Of course, there are still many unresolved issues. In an election platform released last month, the Federation of Canadian Municipalities (FCM) insisted that cities must be given a say on important matters and more power to raise taxes and manage their own interests. Intergovernmental cooperation is a top priority for the FCM, especially on issues such as affordable housing and the environment. The organization specifically calls for an end to the "infrastructure deficit," the cost of upgrading urban infrastructure which is now estimated to be $60 billion. The FCM is right-Canada's cities cannot succeed without new municipal powers and more cooperation between all three levels of government. Urban issues are numerous and diverse. Along with infrastructure, housing and the environment, you can add immigration, crime and child care to the list of things that have a direct impact on the life of our cities.
To find out more about these things, I talked to John Lorinc, urban politics columnist for Toronto Life and the author of the soon-to-be-published The New City: How the Crisis of Canada's Urban Regions Is Reshaping Our Nation. One vital issue that has been largely overlooked, says Lorinc, is our cities' role in environmental change. "I did an assessment of federal spending on highways and the federal government is ploughing a lot of money into [them] these days. This seems to run counter to their rhetoric on environmental stewardship." A significant chunk of pollution comes from urban areas. More federal support for mass transit, sustainable development, green roofs and environmentally-friendly buildings in Canada's cities could have an enormously positive impact-as could a carbon tax that favours green industries, a concept currently making waves in British Columbia. "But all that seems to have fallen off the agenda," notes Lorinc.

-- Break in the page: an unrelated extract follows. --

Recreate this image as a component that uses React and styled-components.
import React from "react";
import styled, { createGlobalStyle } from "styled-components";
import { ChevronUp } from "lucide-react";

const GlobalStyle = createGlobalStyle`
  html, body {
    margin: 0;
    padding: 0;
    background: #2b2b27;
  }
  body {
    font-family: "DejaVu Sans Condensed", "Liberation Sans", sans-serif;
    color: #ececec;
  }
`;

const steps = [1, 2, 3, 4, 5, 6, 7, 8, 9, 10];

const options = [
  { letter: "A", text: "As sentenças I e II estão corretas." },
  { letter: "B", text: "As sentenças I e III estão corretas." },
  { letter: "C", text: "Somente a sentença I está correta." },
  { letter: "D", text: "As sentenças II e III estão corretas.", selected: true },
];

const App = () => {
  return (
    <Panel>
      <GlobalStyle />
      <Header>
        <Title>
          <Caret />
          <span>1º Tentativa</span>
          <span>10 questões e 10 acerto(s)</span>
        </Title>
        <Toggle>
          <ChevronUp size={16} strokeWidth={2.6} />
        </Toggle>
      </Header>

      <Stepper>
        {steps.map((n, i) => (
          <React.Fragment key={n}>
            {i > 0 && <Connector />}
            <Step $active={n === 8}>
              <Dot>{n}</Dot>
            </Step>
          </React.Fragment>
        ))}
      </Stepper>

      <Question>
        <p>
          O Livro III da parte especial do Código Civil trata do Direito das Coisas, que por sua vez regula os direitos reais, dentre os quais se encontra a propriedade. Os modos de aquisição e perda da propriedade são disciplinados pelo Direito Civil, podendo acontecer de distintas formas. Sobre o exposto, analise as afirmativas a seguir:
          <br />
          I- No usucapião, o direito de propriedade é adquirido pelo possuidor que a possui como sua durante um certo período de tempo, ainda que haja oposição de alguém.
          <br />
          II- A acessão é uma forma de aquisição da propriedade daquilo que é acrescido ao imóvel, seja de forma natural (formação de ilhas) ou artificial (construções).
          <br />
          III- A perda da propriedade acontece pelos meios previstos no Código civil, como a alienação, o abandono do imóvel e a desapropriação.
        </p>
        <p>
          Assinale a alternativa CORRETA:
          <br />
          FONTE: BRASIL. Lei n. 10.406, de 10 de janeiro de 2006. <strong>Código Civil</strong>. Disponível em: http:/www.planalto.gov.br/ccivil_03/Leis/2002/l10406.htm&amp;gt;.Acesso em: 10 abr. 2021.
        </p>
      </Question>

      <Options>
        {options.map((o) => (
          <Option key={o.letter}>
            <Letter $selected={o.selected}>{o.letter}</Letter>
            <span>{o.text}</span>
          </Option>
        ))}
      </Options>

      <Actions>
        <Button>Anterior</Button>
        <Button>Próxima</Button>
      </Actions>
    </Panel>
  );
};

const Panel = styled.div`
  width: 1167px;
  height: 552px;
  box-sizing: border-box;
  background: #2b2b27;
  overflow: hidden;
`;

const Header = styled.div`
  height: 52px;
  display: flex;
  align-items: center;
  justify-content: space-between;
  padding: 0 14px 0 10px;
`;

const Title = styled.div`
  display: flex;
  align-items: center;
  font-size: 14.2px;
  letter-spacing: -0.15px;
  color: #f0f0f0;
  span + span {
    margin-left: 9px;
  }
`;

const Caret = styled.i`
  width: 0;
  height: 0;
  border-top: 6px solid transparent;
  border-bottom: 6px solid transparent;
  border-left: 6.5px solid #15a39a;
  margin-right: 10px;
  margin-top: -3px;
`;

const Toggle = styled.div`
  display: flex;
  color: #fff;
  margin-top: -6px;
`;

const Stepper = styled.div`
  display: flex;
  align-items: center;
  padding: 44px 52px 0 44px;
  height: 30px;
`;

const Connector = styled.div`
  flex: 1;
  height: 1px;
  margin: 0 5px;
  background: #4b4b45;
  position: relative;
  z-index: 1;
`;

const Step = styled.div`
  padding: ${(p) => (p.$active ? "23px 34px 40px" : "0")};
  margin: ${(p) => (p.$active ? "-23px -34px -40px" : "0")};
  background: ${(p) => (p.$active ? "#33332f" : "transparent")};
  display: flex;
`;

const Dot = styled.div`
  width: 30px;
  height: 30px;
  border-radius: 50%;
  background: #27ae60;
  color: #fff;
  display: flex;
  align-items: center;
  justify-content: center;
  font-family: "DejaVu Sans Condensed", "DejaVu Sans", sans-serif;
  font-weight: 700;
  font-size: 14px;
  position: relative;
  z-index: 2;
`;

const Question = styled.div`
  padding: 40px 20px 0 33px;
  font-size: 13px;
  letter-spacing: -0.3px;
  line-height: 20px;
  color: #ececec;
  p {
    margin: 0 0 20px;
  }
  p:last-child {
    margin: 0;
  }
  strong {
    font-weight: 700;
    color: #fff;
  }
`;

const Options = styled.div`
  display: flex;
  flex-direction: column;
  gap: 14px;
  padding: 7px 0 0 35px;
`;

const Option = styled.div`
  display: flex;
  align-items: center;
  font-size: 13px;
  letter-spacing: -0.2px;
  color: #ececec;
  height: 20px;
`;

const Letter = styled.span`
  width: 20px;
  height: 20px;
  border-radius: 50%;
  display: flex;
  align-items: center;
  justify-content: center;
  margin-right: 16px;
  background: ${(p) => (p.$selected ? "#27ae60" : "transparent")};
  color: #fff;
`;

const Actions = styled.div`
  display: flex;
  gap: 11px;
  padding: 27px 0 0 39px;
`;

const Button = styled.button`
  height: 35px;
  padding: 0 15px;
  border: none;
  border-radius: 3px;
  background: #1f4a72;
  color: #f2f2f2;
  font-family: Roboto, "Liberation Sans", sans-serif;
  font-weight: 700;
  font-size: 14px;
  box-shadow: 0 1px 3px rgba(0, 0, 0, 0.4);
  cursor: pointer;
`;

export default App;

So what, then, can urbanites expect from the four major parties in this election? The Liberals, naturally, are running on their recent achievements, pointing to the investments made with money from gas tax transfers, transit and infrastructure funding and GST rebates. "They have a pretty reasonable track record," says Lorinc. "But I think they can be criticized for spreading the infrastructure money around too thinly instead of focusing on the big cities." The Liberals' child care plan is certainly ambitious and clearly targeted towards urban and suburban working parents. Similarly, Paul Martin's call for a complete ban on handguns is meant to sway voters in the cities, especially Toronto and Vancouver, both of which have seen an uptick in gun violence. The Liberals have also proposed eliminating the $975 landing fee forced upon immigrants since 1995-a move which might not seem so opportunistic had it not been the Liberals who imposed the fee in the first place.

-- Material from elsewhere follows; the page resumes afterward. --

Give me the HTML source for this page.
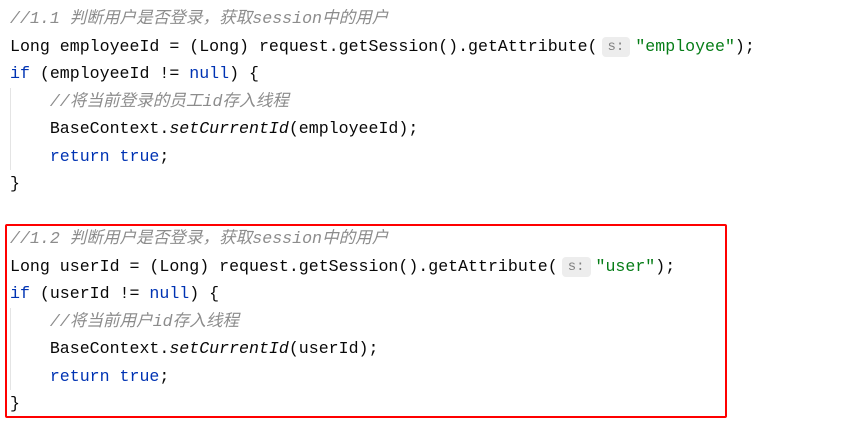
<html><head><style>
body{margin:0;background:#fff;width:866px;height:428px;overflow:hidden;position:relative;font-family:"Liberation Mono","Noto Sans CJK SC",monospace;font-size:16.6px;color:#080808}
.l{position:absolute;left:10px;white-space:pre;height:27px;line-height:27px}
.c{color:#8c8c8c;font-style:italic}
.k{color:#0033b3}
.s{color:#067d17}
.i{font-style:italic}
.h{display:inline-block;background:#ededed;color:#808080;border-radius:4px;font-size:14px;line-height:20px;padding:0 6px;margin:0 5px 0 4px;vertical-align:1px}
.g{position:absolute;left:10px;width:1px;background:#e4e4e4}
.box{position:absolute;left:5px;top:224px;width:718px;height:190px;border:2.5px solid #f00;border-radius:2px}
</style></head><body>
<div class="l c" style="top:5px">//1.1 判断用户是否登录，获取session中的用户</div>
<div class="l" style="top:33px">Long employeeId = (Long) request.getSession().getAttribute(<span class="h">s:</span><span class="s">"employee"</span>);</div>
<div class="l" style="top:60px"><span class="k">if</span> (employeeId != <span class="k">null</span>) {</div>
<div class="g" style="top:88px;height:82px"></div>
<div class="l c" style="top:88px">    //将当前登录的员工id存入线程</div>
<div class="l" style="top:115px">    BaseContext.<span class="i">setCurrentId</span>(employeeId);</div>
<div class="l" style="top:143px">    <span class="k">return true</span>;</div>
<div class="l" style="top:170px">}</div>
<div class="l c" style="top:225px">//1.2 判断用户是否登录，获取session中的用户</div>
<div class="l" style="top:253px">Long userId = (Long) request.getSession().getAttribute(<span class="h">s:</span><span class="s">"user"</span>);</div>
<div class="l" style="top:280px"><span class="k">if</span> (userId != <span class="k">null</span>) {</div>
<div class="g" style="top:308px;height:82px"></div>
<div class="l c" style="top:308px">    //将当前用户id存入线程</div>
<div class="l" style="top:335px">    BaseContext.<span class="i">setCurrentId</span>(userId);</div>
<div class="l" style="top:363px">    <span class="k">return true</span>;</div>
<div class="l" style="top:390px">}</div>
<div class="box"></div>
</body></html>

Despite his reputation, Stephen Harper is never one to miss a party, and so he too is pledging to scrap the landing fee. Although he does not support a ban on handguns-his Western base would crucify him-Harper has also joined hands with Martin in calling for reverse-onus bail hearings, in which those charged with a gun crime must prove why they shouldn't go to jail. What has really caught the attention of many urban dwellers, though, is the Conservative's proposed tax credit for transit passes. A Stephen Harper government would take $400 million from the 2005 budget's climate change fund and give it back to transit riders, some of whom could save hundreds of dollars per year under the plan. Nearly everyone agrees that the tax credit is sorely needed, but it's a decidedly conservative approach to promoting public transit. Without heavy capital investment in transit systems across Canada, the tax credit will be like raisins in a bran muffin: tasty but ultimately superfluous. There is an even bigger hole in the Tories' platform-the complete lack of support for affordable housing. "Even bank economists say this is a big problem," notes Lorinc.

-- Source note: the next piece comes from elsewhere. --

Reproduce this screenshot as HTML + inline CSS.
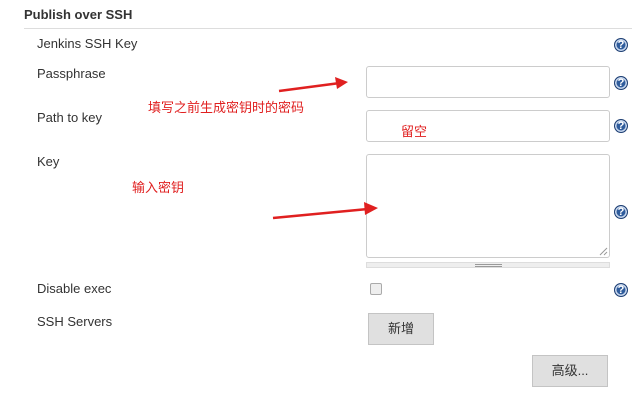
<!DOCTYPE html>
<html><head><meta charset="utf-8"><style>
body{margin:0;width:632px;height:402px;background:#fff;font-family:"Liberation Sans","Noto Sans CJK SC",sans-serif;position:relative;overflow:hidden;color:#333}
.a{position:absolute}
.lbl{font-size:13px;color:#333}
.box{border:1px solid #ccc;border-radius:3px;background:#fff;box-sizing:border-box}
.help{width:14px;height:14px;border-radius:50%;background:#2f5c9c;border:1px solid #1e3f73;box-sizing:border-box;color:#fff;font:bold 11px/13px "Liberation Sans",sans-serif;text-align:center;box-shadow:inset 0 0 0 1.5px #c9d8ee}
.red{color:#e02020;font-size:13px;font-family:"Liberation Sans","Noto Sans CJK SC",sans-serif}
.btn{background:#e0e0e0;border:1px solid #c4c4c4;box-sizing:border-box;font-size:13px;text-align:center;color:#333}
</style></head><body>
<div class="a" style="left:24px;top:7px;font-size:13px;font-weight:bold;color:#333">Publish over SSH</div>
<div class="a" style="left:24px;top:28px;width:608px;height:1px;background:#ddd"></div>
<div class="a lbl" style="left:37px;top:36px">Jenkins SSH Key</div>
<div class="a lbl" style="left:37px;top:66px">Passphrase</div>
<div class="a lbl" style="left:37px;top:110px">Path to key</div>
<div class="a lbl" style="left:37px;top:154px">Key</div>
<div class="a lbl" style="left:37px;top:281px">Disable exec</div>
<div class="a lbl" style="left:37px;top:314px">SSH Servers</div>
<div class="a help" style="left:614px;top:38px">?</div>
<div class="a help" style="left:614px;top:76px">?</div>
<div class="a help" style="left:614px;top:119px">?</div>
<div class="a help" style="left:614px;top:205px">?</div>
<div class="a help" style="left:614px;top:283px">?</div>
<div class="a box" style="left:366px;top:66px;width:244px;height:32px"></div>
<div class="a box" style="left:366px;top:110px;width:244px;height:32px"></div>
<div class="a box" style="left:366px;top:154px;width:244px;height:104px"></div>
<div class="a" style="left:366px;top:262px;width:244px;height:6px;background:#eee;border:1px solid #ddd;box-sizing:border-box"></div>
<div class="a" style="left:475px;top:264px;width:27px;height:1px;background:#999"></div>
<div class="a" style="left:475px;top:266px;width:27px;height:1px;background:#999"></div>
<div class="a" style="left:370px;top:283px;width:12px;height:12px;border:1px solid #aaa;border-radius:2px;background:#eee;box-sizing:border-box"></div>
<div class="a btn" style="left:368px;top:313px;width:66px;height:32px;line-height:30px">新增</div>
<div class="a btn" style="left:532px;top:355px;width:76px;height:32px;line-height:30px">高级...</div>
<div class="a red" style="left:148px;top:97px">填写之前生成密钥时的密码</div>
<div class="a red" style="left:401px;top:121px">留空</div>
<div class="a red" style="left:132px;top:177px">输入密钥</div>
<svg class="a" style="left:0;top:0" width="632" height="402">
<line x1="279" y1="91" x2="340" y2="83" stroke="#e02020" stroke-width="2.5"/>
<polygon points="348,82 335,77 337,89" fill="#e02020"/>
<line x1="273" y1="218" x2="368" y2="209" stroke="#e02020" stroke-width="2.5"/>
<polygon points="378,208 364,202 365,215" fill="#e02020"/>
<path d="M600 255 L607 248 M604 255 L607 252" stroke="#999" stroke-width="1"/>
</svg>
</body></html>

The Bloc Québécois' platform is similarly thin when it comes to cities. It promises to fight for an annual reinvestment of $2 billion in affordable housing, along with new social housing policies. There is no mention of investment for public transit in Montreal and Quebec City and no promise to push for repairs to Montreal's crumbling streets and ancient water pipes. In fact, the Bloc's main focus is on securing more money for Quebec's struggling rural regions.
That leaves us with the NDP. Throughout the campaign, Jack Layton has eagerly pointed to the money he scored for affordable housing in the so-called "NDP budget." His party promises to make the gas tax transfer permanent, bump up the portion of it given to cities to a full five cents per litre, and eradicate the infrastructure deficit within twenty years. The NDP also wants to include municipal leaders in decisions that affect their cities. None of this should be a surprise-the NDP has had the most city-friendly platform of all four parties ever since Layton became leader. He was, after all, a president of the FCM and a Toronto city councillor for nearly two decades. What's more, he both lives in and represents inner-city neighbourhoods and gets around town by transit and bicycle.
For the Tories, Lorinc muses, focusing on urban issues is designed to appeal to suburban voters in Toronto and Vancouver. "It's an electoral strategy, not a philosophy, whereas for Layton, and to a lesser extent Martin, I think it's a more organic thing." Federal government policy affects cities yet municipal leaders have little say in Ottawa. As more city-dwellers become aware of this situation, the influence of Canada's metropolitan areas will only increase; politicians will have no choice but to listen. Today, says Lorinc, "Canadian cities have more clout and they have a bigger voice. This is a well-established trend in power politics. When cities reach a certain size and their economies reach a critical mass, they try to gain more autonomy for themselves. They have that kind of confidence."
For cities, Election 2006 offers more hope than Election 2004. Even if most parties are not quite as attuned to urban needs as they ought to be, they have at least discovered something important: that Canada is a mostly urban nation. Urban issues matter to Canadians.